TASK INSTRUCTIONS: Please list all lines of the material below in which the string "TypeScript" occurs.

--

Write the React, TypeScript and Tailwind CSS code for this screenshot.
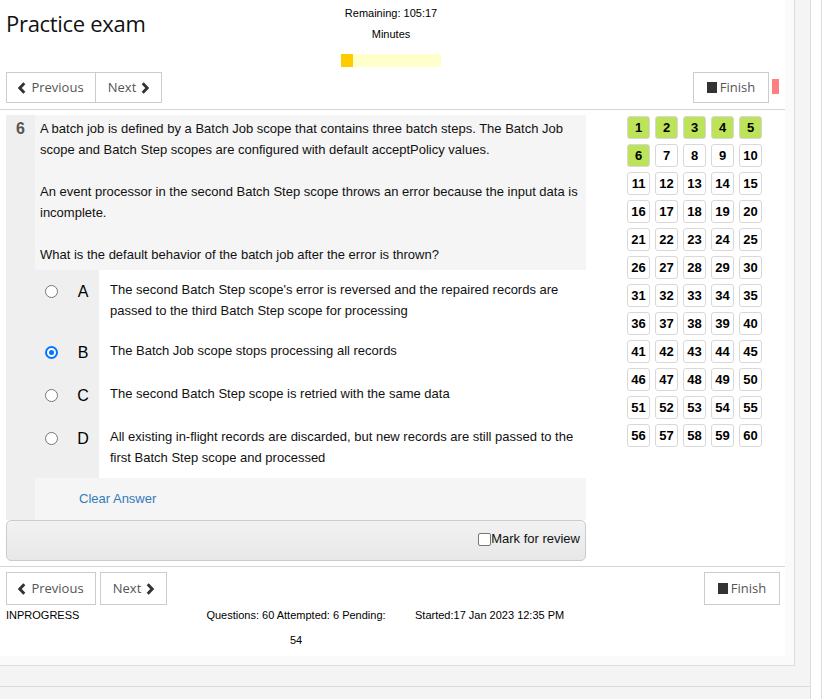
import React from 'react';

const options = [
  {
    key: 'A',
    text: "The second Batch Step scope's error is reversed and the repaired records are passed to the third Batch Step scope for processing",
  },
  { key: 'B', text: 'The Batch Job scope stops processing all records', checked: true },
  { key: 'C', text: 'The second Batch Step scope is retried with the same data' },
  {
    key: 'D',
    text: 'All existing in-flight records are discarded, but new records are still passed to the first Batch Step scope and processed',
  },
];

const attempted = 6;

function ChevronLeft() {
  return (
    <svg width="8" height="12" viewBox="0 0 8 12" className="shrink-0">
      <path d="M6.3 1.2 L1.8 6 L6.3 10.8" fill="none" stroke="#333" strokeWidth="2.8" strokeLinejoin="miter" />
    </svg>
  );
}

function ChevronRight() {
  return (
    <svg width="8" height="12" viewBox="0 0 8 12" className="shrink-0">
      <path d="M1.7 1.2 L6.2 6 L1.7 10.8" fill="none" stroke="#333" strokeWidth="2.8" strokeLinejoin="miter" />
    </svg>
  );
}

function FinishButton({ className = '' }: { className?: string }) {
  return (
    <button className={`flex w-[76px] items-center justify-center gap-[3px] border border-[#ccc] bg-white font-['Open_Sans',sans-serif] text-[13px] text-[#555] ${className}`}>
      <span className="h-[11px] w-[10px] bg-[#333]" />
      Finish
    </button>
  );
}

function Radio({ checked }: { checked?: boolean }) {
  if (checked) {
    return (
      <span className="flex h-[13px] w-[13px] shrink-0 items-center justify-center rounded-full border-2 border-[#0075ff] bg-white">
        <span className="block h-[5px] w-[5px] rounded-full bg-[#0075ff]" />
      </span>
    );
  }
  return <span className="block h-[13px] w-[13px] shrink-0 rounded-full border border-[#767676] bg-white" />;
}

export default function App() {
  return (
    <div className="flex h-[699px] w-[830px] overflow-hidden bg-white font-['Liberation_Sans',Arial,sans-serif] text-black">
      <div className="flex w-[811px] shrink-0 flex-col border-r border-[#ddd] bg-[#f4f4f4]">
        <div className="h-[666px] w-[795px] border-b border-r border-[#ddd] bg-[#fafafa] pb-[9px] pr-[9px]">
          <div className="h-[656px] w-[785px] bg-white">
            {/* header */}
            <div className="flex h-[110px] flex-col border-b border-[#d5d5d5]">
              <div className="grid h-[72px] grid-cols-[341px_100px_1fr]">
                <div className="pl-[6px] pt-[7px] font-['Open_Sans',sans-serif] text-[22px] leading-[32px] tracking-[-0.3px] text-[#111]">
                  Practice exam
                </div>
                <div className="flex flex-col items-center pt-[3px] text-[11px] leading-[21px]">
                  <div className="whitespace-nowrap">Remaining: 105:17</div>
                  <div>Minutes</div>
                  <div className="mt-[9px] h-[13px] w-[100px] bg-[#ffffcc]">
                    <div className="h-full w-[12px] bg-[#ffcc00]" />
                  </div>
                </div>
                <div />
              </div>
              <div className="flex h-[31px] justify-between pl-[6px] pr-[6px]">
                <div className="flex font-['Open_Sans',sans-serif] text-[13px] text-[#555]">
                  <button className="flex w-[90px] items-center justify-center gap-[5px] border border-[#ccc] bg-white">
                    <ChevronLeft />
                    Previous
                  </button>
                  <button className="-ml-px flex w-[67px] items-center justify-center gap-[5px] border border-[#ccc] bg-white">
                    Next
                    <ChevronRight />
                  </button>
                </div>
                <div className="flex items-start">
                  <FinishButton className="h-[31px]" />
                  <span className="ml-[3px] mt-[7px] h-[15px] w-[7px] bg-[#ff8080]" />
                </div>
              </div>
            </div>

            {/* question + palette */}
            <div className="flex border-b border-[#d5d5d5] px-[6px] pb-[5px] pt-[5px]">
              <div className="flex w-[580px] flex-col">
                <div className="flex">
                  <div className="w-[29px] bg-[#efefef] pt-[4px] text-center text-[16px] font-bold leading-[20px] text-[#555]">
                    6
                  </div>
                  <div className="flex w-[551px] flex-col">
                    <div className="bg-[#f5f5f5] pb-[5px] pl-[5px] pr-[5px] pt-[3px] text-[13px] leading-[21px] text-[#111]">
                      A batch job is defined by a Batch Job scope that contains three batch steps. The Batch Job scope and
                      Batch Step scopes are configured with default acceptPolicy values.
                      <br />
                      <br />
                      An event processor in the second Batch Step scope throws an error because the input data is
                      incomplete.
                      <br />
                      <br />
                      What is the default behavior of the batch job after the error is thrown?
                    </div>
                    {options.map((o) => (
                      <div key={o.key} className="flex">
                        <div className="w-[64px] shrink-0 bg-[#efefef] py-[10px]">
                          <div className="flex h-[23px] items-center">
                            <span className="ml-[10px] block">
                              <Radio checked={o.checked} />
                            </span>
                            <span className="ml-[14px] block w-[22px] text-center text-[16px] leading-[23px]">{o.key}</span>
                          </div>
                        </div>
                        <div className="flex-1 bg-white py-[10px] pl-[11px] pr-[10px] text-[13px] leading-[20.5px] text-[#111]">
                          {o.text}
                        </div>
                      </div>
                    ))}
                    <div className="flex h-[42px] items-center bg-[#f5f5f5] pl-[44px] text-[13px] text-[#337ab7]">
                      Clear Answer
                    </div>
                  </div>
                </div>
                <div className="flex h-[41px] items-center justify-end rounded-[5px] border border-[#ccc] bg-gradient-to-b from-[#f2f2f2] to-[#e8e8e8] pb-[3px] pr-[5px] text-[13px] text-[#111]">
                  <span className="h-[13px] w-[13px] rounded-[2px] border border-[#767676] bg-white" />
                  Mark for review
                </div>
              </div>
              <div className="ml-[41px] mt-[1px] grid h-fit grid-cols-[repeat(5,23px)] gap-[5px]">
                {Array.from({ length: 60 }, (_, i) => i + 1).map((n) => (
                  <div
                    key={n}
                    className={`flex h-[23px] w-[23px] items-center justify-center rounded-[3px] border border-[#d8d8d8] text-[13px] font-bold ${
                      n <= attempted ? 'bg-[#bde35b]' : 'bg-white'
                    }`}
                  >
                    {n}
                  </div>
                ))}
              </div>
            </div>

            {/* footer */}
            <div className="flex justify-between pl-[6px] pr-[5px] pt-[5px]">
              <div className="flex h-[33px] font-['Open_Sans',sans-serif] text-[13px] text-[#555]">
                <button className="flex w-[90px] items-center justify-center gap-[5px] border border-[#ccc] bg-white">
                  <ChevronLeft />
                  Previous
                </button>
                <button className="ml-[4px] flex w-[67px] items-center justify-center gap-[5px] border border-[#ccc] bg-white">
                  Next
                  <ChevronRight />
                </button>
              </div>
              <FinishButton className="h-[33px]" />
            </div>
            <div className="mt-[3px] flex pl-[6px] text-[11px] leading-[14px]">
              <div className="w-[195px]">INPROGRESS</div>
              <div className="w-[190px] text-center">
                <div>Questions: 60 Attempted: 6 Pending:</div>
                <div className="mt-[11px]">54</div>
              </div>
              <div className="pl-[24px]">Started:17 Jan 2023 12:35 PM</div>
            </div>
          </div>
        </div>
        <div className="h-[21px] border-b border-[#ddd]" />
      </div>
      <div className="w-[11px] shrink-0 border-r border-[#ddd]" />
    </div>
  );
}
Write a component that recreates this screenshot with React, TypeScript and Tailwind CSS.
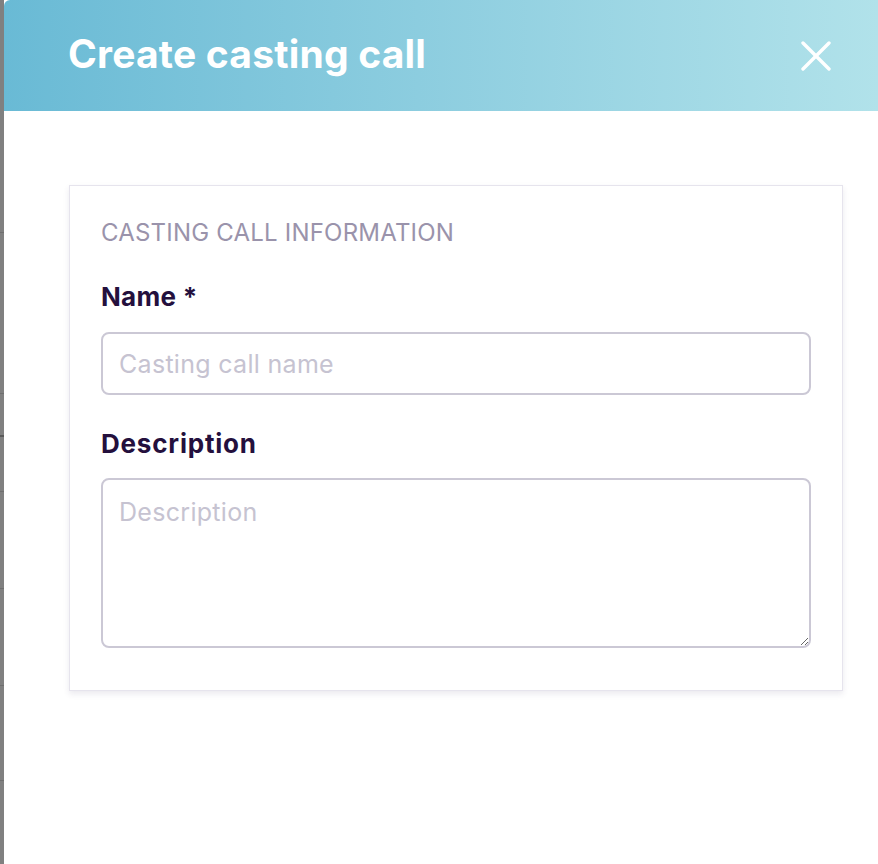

--

THE SOLUTION:
Write the React, TypeScript and Tailwind CSS code for this screenshot.
Write a component that recreates this screenshot with React, TypeScript and Tailwind CSS.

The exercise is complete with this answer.